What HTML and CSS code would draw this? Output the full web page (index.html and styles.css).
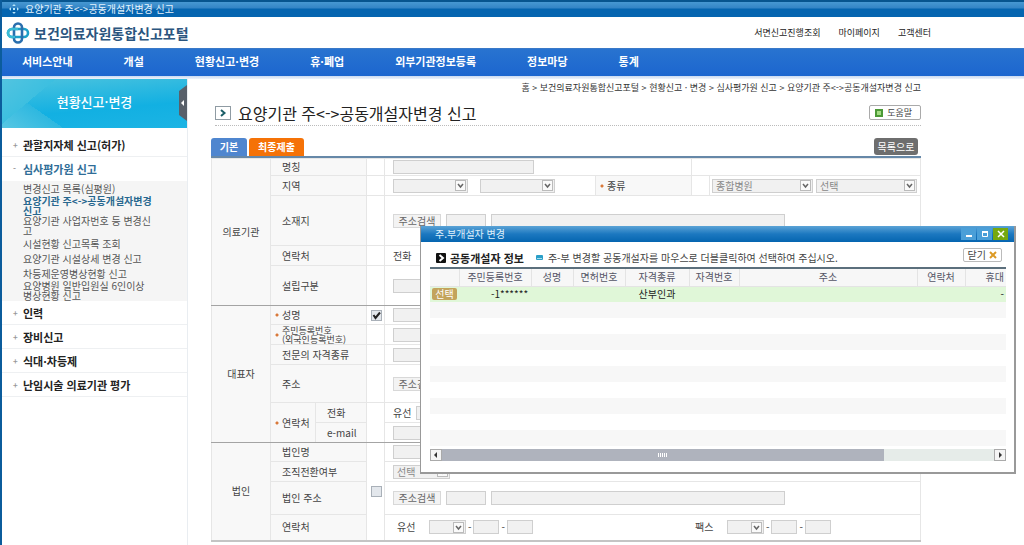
FILE: index.html
```
<!DOCTYPE html>
<html lang="ko">
<head>
<meta charset="utf-8">
<title>요양기관 주&lt;-&gt;공동개설자변경 신고</title>
<link rel="stylesheet" href="styles.css">
</head>
<body>
<div class="page">
  <div class="titlebar">
    <svg width="10" height="10" viewBox="0 0 10 10" aria-hidden="true"><path d="M5 0l1.800 2H3.200zM5 10L3.200 8h3.600zM0 5l2-1.800v3.600zM10 5L8 3.200v3.600zM4 4h2v2H4z" fill="#b9e6fa"/></svg>
    <span>요양기관 주&lt;-&gt;공동개설자변경 신고</span>
  </div>
  <header class="header">
    <a class="logo" href="#">
      <svg width="24" height="22" viewBox="0 0 24 22" fill="none" stroke-width="2.600" aria-hidden="true">
        <rect x="2" y="7" width="20" height="8" rx="4" stroke="#1da0c8"/>
        <rect x="8" y="1.500" width="8" height="19" rx="4" stroke="#2a6fae"/>
        <path d="M12 7H6a4 4 0 0 0 0 8h3" stroke="#3abbd5"/>
      </svg>
      <span>보건의료자원통합신고포털</span>
    </a>
    <div class="util"><a href="#">서면신고진행조회</a><a href="#">마이페이지</a><a href="#">고객센터</a></div>
  </header>
  <nav class="nav">
    <a href="#">서비스안내</a><a href="#">개설</a><a href="#">현황신고·변경</a><a href="#">휴·폐업</a><a href="#">외부기관정보등록</a><a href="#">정보마당</a><a href="#">통계</a>
  </nav>
  <div class="body">
    <aside class="side">
      <div class="banner">
        <h2>현황신고·변경</h2>
        <button class="fold" aria-label="메뉴 접기"><svg width="9" height="36" viewBox="0 0 9 36"><path d="M9 0v36L1 30V6z" fill="#58606a"/><path d="M6 15v6l-3-3z" fill="#fff"/></svg></button>
      </div>
      <ul class="menu">
        <li><a href="#">관할지자체 신고(허가)</a></li>
        <li class="open"><a href="#">심사평가원 신고</a>
          <ul class="submenu">
            <li><a href="#">변경신고 목록(심평원)</a></li>
            <li class="current double"><a href="#">요양기관 주&lt;-&gt;공동개설자변경<br>신고</a></li>
            <li class="double"><a href="#">요양기관 사업자번호 등 변경신<br>고</a></li>
            <li><a href="#">시설현황 신고목록 조회</a></li>
            <li><a href="#">요양기관 시설상세 변경 신고</a></li>
            <li><a href="#">차등제운영병상현황 신고</a></li>
            <li class="double"><a href="#">요양병원 일반입원실 6인이상<br>병상현황 신고</a></li>
          </ul>
        </li>
        <li><a href="#">인력</a></li>
        <li><a href="#">장비신고</a></li>
        <li><a href="#">식대·차등제</a></li>
        <li><a href="#">난임시술 의료기관 평가</a></li>
      </ul>
    </aside>
    <main class="main">
      <div class="crumbs">홈 &gt; 보건의료자원통합신고포털 &gt; 현황신고 · 변경 &gt; 심사평가원 신고 &gt; 요양기관 주&lt;-&gt;공동개설자변경 신고</div>
      <div class="heading">
        <svg class="heading-icon" width="16" height="14" viewBox="0 0 16 14" aria-hidden="true"><rect x=".5" y=".5" width="15" height="13" fill="#fff" stroke="#8f9ba3"/><path d="M6 4l3.500 3L6 10" fill="none" stroke="#1c5e68" stroke-width="2"/></svg>
        <h1>요양기관 주&lt;-&gt;공동개설자변경 신고</h1>
        <button class="help"><svg width="8" height="8" viewBox="0 0 8 8" aria-hidden="true"><path d="M0 0h8v8H0z" fill="#4c9a36"/><path d="M2 2h4v4H2z" fill="#a4dc84"/></svg>도움말</button>
      </div>
      <div class="tabs">
        <button class="tab blue">기본</button><button class="tab orange">최종제출</button>
        <button class="list">목록으로</button>
      </div>
      <table class="form">
        <colgroup><col class="c-group"><col class="c-label"><col class="c-sub"><col class="c-check"><col class="c-field"><col class="c-kind"><col class="c-check"><col></colgroup>
        <tbody>
          <tr class="h17"><th rowspan="5" class="group">의료기관</th><th colspan="2">명칭</th><td></td><td colspan="2"><div class="row"><input class="w141" aria-label="명칭"></div></td><td colspan="2"></td></tr>
          <tr class="h20"><th colspan="2">지역</th><td></td><td><div class="row wide"><select class="w75" aria-label="시도"><option></option></select><select class="w75" aria-label="시군구"><option></option></select></div></td><th class="need">종류</th><td></td><td class="tight"><div class="row narrow"><select class="grow" aria-label="종류"><option>종합병원</option></select><select class="grow" aria-label="세부 종류"><option>선택</option></select></div></td></tr>
          <tr class="h50"><th colspan="2">소재지</th><td></td><td colspan="4"><div class="row"><button class="addr">주소검색</button><input class="w40" aria-label="우편번호"><input class="w294" aria-label="소재지"></div></td></tr>
          <tr class="h20"><th colspan="2">연락처</th><td></td><td colspan="4">전화</td></tr>
          <tr class="h40"><th colspan="2">설립구분</th><td></td><td colspan="4"><div class="row"><input class="w141" aria-label="설립구분"></div></td></tr>
        </tbody>
        <tbody>
          <tr class="h19"><th rowspan="6" class="group">대표자</th><th colspan="2" class="need">성명</th><td class="check"><input type="checkbox" checked aria-label="대표자 성명"></td><td colspan="4"><div class="row"><input class="w141" aria-label="성명"></div></td></tr>
          <tr class="h20"><th colspan="2" class="need two">주민등록번호<br>(외국인등록번호)</th><td></td><td colspan="4"><div class="row"><input class="w141" aria-label="주민등록번호"></div></td></tr>
          <tr class="h20"><th colspan="2">전문의 자격종류</th><td></td><td colspan="4"><div class="row"><input class="w141" aria-label="전문의 자격종류"></div></td></tr>
          <tr class="h38"><th colspan="2">주소</th><td></td><td colspan="4"><div class="row"><button class="addr">주소검색</button></div></td></tr>
          <tr class="h20"><th rowspan="2" class="need">연락처</th><th>전화</th><td rowspan="2"></td><td colspan="4"><div class="row"><label for="tel">유선</label><input id="tel" class="w40"></div></td></tr>
          <tr class="h20"><th>e-mail</th><td colspan="4"><div class="row"><input class="w141" aria-label="e-mail"></div></td></tr>
        </tbody>
        <tbody>
          <tr class="h19"><th rowspan="4" class="group">법인</th><th colspan="2">법인명</th><td rowspan="4" class="check"><input type="checkbox" aria-label="법인"></td><td colspan="4"><div class="row"><input class="w141" aria-label="법인명"></div></td></tr>
          <tr class="h20"><th colspan="2">조직전환여부</th><td colspan="4"><div class="row"><select class="w57" aria-label="조직전환여부"><option>선택</option></select></div></td></tr>
          <tr class="h33"><th colspan="2">법인 주소</th><td colspan="4"><div class="row"><button class="addr">주소검색</button><input class="w40" aria-label="법인 우편번호"><input class="w294" aria-label="법인 주소"></div></td></tr>
          <tr class="h26"><th colspan="2">연락처</th><td colspan="4"><div class="phones">
            <div class="phone"><label for="p1">유선</label><select id="p1" class="w37"><option></option></select>-<input class="w26" aria-label="유선 국번">-<input class="w26" aria-label="유선 번호"></div>
            <div class="phone"><label for="f1">팩스</label><select id="f1" class="w37"><option></option></select>-<input class="w26" aria-label="팩스 국번">-<input class="w26" aria-label="팩스 번호"></div>
          </div></td></tr>
        </tbody>
      </table>
    </main>
  </div>
</div>

<section class="popup" role="dialog" aria-label="주.부개설자 변경">
  <div class="popup-bar">
    <span>주.부개설자 변경</span>
    <div class="controls">
      <button aria-label="최소화"><svg width="8" height="8" viewBox="0 0 8 8"><path d="M1 5h6v2H1z" fill="#fff"/></svg></button>
      <button aria-label="최대화"><svg width="8" height="8" viewBox="0 0 8 8"><path d="M1.500 2h5v4.500h-5z" fill="none" stroke="#fff"/><path d="M1 1h6v2H1z" fill="#fff"/></svg></button>
      <button class="x" aria-label="닫기"><svg width="8" height="8" viewBox="0 0 8 8"><path d="M1 1l6 6M7 1L1 7" stroke="#fff" stroke-width="1.500"/></svg></button>
    </div>
  </div>
  <div class="popup-body">
    <div class="popup-head">
      <svg width="10" height="10" viewBox="0 0 10 10" aria-hidden="true"><rect width="10" height="10" rx="1" fill="#111"/><path d="M3.500 2l3.500 3-3.500 3" fill="none" stroke="#fff" stroke-width="2"/></svg>
      <h2>공동개설자 정보</h2>
      <svg width="7" height="6" viewBox="0 0 7 6" aria-hidden="true"><rect width="7" height="5" rx="1" fill="#2b9fc8"/><path d="M1 3h5v1H1z" fill="#a6dcee"/></svg>
      <p>주-부 변경할 공동개설자를 마우스로 더블클릭하여 선택하여 주십시오.</p>
      <button class="close">닫기<svg width="8" height="8" viewBox="0 0 8 8" aria-hidden="true"><path d="M1 1l6 6M7 1L1 7" stroke="#dc9a24" stroke-width="2"/></svg></button>
    </div>
    <table class="grid">
      <colgroup><col class="g29"><col class="g72"><col class="g42"><col class="g52"><col class="g64"><col class="g50"><col><col class="g48"><col class="g41"></colgroup>
      <thead><tr><th></th><th>주민등록번호</th><th>성명</th><th>면허번호</th><th>자격종류</th><th>자격번호</th><th>주소</th><th>연락처</th><th class="end">휴대</th></tr></thead>
      <tbody>
        <tr class="picked"><td><button class="pick">선택</button></td><td class="rrn">-1******</td><td></td><td></td><td>산부인과</td><td></td><td></td><td></td><td class="end">-</td></tr>
        <tr><td colspan="9"></td></tr><tr><td colspan="9"></td></tr><tr><td colspan="9"></td></tr><tr><td colspan="9"></td></tr><tr><td colspan="9"></td></tr><tr><td colspan="9"></td></tr><tr><td colspan="9"></td></tr><tr><td colspan="9"></td></tr><tr><td colspan="9"></td></tr>
      </tbody>
    </table>
    <div class="scroll">
      <button aria-label="왼쪽"><svg width="6" height="6" viewBox="0 0 6 6"><path d="M4 0v6L1 3z" fill="#333"/></svg></button>
      <div class="track"><div class="thumb"><i></i><i></i><i></i><i></i><i></i></div></div>
      <button aria-label="오른쪽"><svg width="6" height="6" viewBox="0 0 6 6"><path d="M2 0v6l3-3z" fill="#333"/></svg></button>
    </div>
  </div>
</section>
</body>
</html>
```

FILE: styles.css
```
* { box-sizing: border-box; }
body { margin: 0; font: 10px/12px "Noto Sans CJK KR", sans-serif; color: #444; background: #fff; }
a { color: inherit; text-decoration: none; }
h1, h2, p, ul { margin: 0; padding: 0; }
ul { list-style: none; }
button, input, select { font: inherit; color: inherit; margin: 0; padding: 0; border: 0; border-radius: 0; background: none; }
svg { flex: none; display: block; }

.page { min-height: 100vh; display: flex; flex-direction: column; border-left: 2px solid #0b5c9c; }
.titlebar { height: 17px; display: flex; align-items: center; gap: 6px; padding-left: 7px; font-size: 10px; color: #e4f3fc; background: linear-gradient(#07558f 0, #07558f 2px, #4798d2 2px, #3485c6 8px, #0565b0 9px, #0565b0 100%); }
.header { height: 31px; display: flex; align-items: center; justify-content: space-between; padding: 0 93px 0 4px; }
.logo { display: flex; align-items: center; gap: 4px; font-size: 14px; line-height: 20px; font-weight: 700; color: #2b557e; }
.util { display: flex; gap: 18px; font-size: 9px; color: #222; }
.nav { height: 31px; display: flex; align-items: center; gap: 51px; padding: 0 20px 6px; font-size: 11px; font-weight: 700; color: #fff; background: linear-gradient(#4b7fbf 0, #2873d0 1px, #1c66cf 28px, #c8d9f1 28px, #eef3fb 31px); }

.body { flex: 1; display: flex; }
.side { width: 186px; flex: none; border-right: 1px solid #e9edf1; }
.banner { height: 49px; display: flex; align-items: center; justify-content: center; position: relative; padding-bottom: 4px; color: #fff; background: linear-gradient(140deg, #52c4e0 0, #3dbfe0 22%, transparent 22%), linear-gradient(35deg, #58c7e3 0, #2eb8e0 24%, transparent 24%), linear-gradient(175deg, #4cc3de, #12b0e2 60%, #1cb4e4); }
.banner h2 { font-size: 13px; line-height: 16px; font-weight: 500; }
.fold { position: absolute; right: 0; top: 6px; }
.menu { padding-top: 5px; font-size: 11px; font-weight: 700; color: #222; }
.menu > li { border-bottom: 1px solid #eef0f2; }
.menu > li > a { display: flex; align-items: center; height: 23px; padding-left: 11px; }
.menu > li > a::before { content: "+"; width: 10px; font-size: 8px; color: #999; }
.menu > .open > a { color: #2f6d97; height: 24px; }
.menu > .open > a::before { content: "-"; }
.menu > .open { border-bottom: 0; }
.submenu { background: #f5f5f5; font-size: 10px; line-height: 10px; font-weight: 400; color: #555; padding-left: 21px; }
.submenu li { height: 15px; display: flex; align-items: center; }
.submenu .double { height: 20px; }
.submenu .current { color: #28688f; font-weight: 700; }

.main { flex: 1; min-width: 0; padding: 3px 103px 4px 23px; }
.crumbs { font-size: 9px; text-align: right; color: #333; white-space: nowrap; }
.heading { margin: 6px 0 0 4px; height: 26px; display: flex; align-items: center; gap: 7px; border-bottom: 1px dotted #bbb; }
.heading h1 { font-size: 16px; line-height: 20px; font-weight: 400; color: #222; flex: 1; }
.help { height: 15px; padding: 0 8px 0 5px; display: flex; align-items: center; gap: 4px; font-size: 9px; border: 1px solid #aaa; border-radius: 2px; background: #fff; }
.tabs { display: flex; gap: 2px; align-items: flex-end; margin-top: 12px; height: 20px; border-bottom: 2px solid #6688a8; }
.tab { height: 18px; border-radius: 3px 3px 0 0; color: #fff; font-weight: 700; }
.blue { width: 36px; background: #4f86cf; }
.orange { width: 55px; background: #f57207; }
.list { height: 17px; width: 44px; margin: 0 3px 1px auto; border-radius: 3px; background: #6e6e6e; color: #fff; }

.form { width: 100%; table-layout: fixed; border-collapse: collapse; border-right: 1px solid #ccc; border-bottom: 2px solid #c4c4c4; }
.c-group { width: 59px; } .c-label { width: 45px; } .c-sub { width: 51px; } .c-check { width: 18px; } .c-field { width: 211px; } .c-kind { width: 96px; }
.form th, .form td { padding: 0; border: 1px solid #e6e6e6; text-align: left; font-weight: 400; white-space: nowrap; }
.form th { background: #f8f8f8; padding-left: 11px; color: #444; }
.form td { padding-left: 8px; }
.form .group { text-align: center; padding: 0; }
.form .need { background: radial-gradient(circle, #d9793a 0, #d9793a 1px, transparent 2px) 4px 50% / 4px 4px no-repeat #f8f8f8; }
.form .two { font-size: 9px; line-height: 9px; }
.form .check { padding: 0 0 0 4px; vertical-align: middle; }
.form .tight { padding: 0 3px 0 2px; }
.form tbody + tbody { border-top: 1px solid #a4a4a4; }
.form tbody + tbody tr:first-child > * { border-top-color: #a4a4a4; border-top-style: double; }
.h17 { height: 17px; } .h19 { height: 19px; } .h20 { height: 20px; } .h26 { height: 26px; } .h33 { height: 33px; } .h38 { height: 38px; } .h40 { height: 40px; } .h50 { height: 50px; }
.row { display: flex; align-items: center; gap: 5px; }
.wide { gap: 12px; } .narrow { gap: 3px; }
.form input, .form select { height: 14px; min-width: 0; border: 1px solid #cfcfcf; background-color: #f1f1f1; color: #888; }
.form select { appearance: none; padding-left: 3px; line-height: 12px; background-image: url("data:image/svg+xml,%3Csvg xmlns='http://www.w3.org/2000/svg' width='11' height='11'%3E%3Crect x='.5' y='.5' width='10' height='10' fill='%23fafafa' stroke='%23bbb'/%3E%3Cpath d='M3 4l2.500 3L8 4' fill='none' stroke='%23666' stroke-width='1.500'/%3E%3C/svg%3E"); background-repeat: no-repeat; background-position: right 1px center; }
.form input[type="checkbox"] { appearance: none; display: block; width: 11px; height: 11px; border: 1px solid #a9b0b8; background-color: #e3e7ec; }
.form input[type="checkbox"]:checked { background-image: url("data:image/svg+xml,%3Csvg xmlns='http://www.w3.org/2000/svg' width='9' height='9'%3E%3Cpath d='M1.500 4l2 3L8 1.500' fill='none' stroke='%23222' stroke-width='2'/%3E%3C/svg%3E"); }
.addr { width: 48px; height: 14px; border: 1px solid #d8d8d8; background: #f3f3f3; color: #666; font-size: 10px; line-height: 12px; }
.w26 { width: 26px; } .w37 { width: 37px; } .w40 { width: 40px; } .w57 { width: 57px; } .w75 { width: 75px; } .w141 { width: 141px; } .w294 { width: 294px; }
.grow { flex: 1; }
.phones { display: grid; grid-template-columns: 298px auto; padding-left: 4px; }
.phone { display: flex; align-items: center; gap: 2px; }
.phone label { width: 30px; }

.popup { position: absolute; left: 420px; top: 226px; width: 596px; background: #fff; border: 1px solid #999; border-width: 0 2px 2px 1px; }
.popup-bar { height: 16px; display: flex; align-items: center; justify-content: space-between; padding: 0 6px 0 14px; color: #dff0fb; background: linear-gradient(#5ba3d6, #1c78c0 50%, #0565b0); }
.controls { display: flex; gap: 1px; }
.controls button { width: 15px; height: 12px; display: flex; align-items: center; justify-content: center; background: #4a9fd8; }
.controls .x { background: #76a80f; }
.popup-body { padding: 6px 8px 11px 9px; }
.popup-head { height: 19px; display: flex; align-items: center; padding: 0 4px 0 6px; }
.popup-head h2 { font-size: 11px; line-height: 14px; color: #222; margin: 0 12px 0 4px; }
.popup-head p { flex: 1; margin-left: 5px; white-space: nowrap; }
.close { height: 14px; margin-bottom: 6px; padding: 0 4px; display: flex; align-items: center; gap: 3px; border: 1px solid #bbb; border-radius: 2px; }
.grid { width: 100%; table-layout: fixed; border-collapse: collapse; border-top: 2px solid #5b6f7c; }
.g29 { width: 29px; } .g72 { width: 72px; } .g42 { width: 42px; } .g52 { width: 52px; } .g64 { width: 64px; } .g50 { width: 50px; } .g48 { width: 48px; } .g41 { width: 41px; }
.grid th, .grid td { padding: 0; text-align: center; font-weight: 400; white-space: nowrap; }
.grid th { height: 18px; background: #f7f7f7; border-right: 1px solid #e4e4e4; border-bottom: 1px solid #e4e4e4; color: #556; }
.grid th:last-child { border-right: 0; }
.grid td { height: 16px; color: #222; }
.grid tbody tr:nth-child(even) { background: #f7f7f7; }
.grid .picked { background: #e0f7d8; }
.grid .end { text-align: right; padding-right: 2px; }
.grid .rrn { padding-left: 32px; text-align: left; }
.pick { display: block; width: 25px; height: 12px; margin: 0 auto; border-radius: 2px; background: #c3a45c; color: #fff; line-height: 12px; }
.scroll { display: flex; height: 12px; margin-top: 3px; background: #e6ece9; }
.scroll button { width: 12px; display: flex; align-items: center; justify-content: center; border: 1px solid #aaa; background: #f4f4f4; }
.track { flex: 1; }
.thumb { width: 80%; height: 12px; display: flex; align-items: center; justify-content: center; gap: 1px; background: #afb3bd; }
.thumb i { width: 1px; height: 4px; background: #fff; }
```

--*--

*DIRECTIVE*
State how many lines above include the word "html", and nothing more.

*ANSWER*
5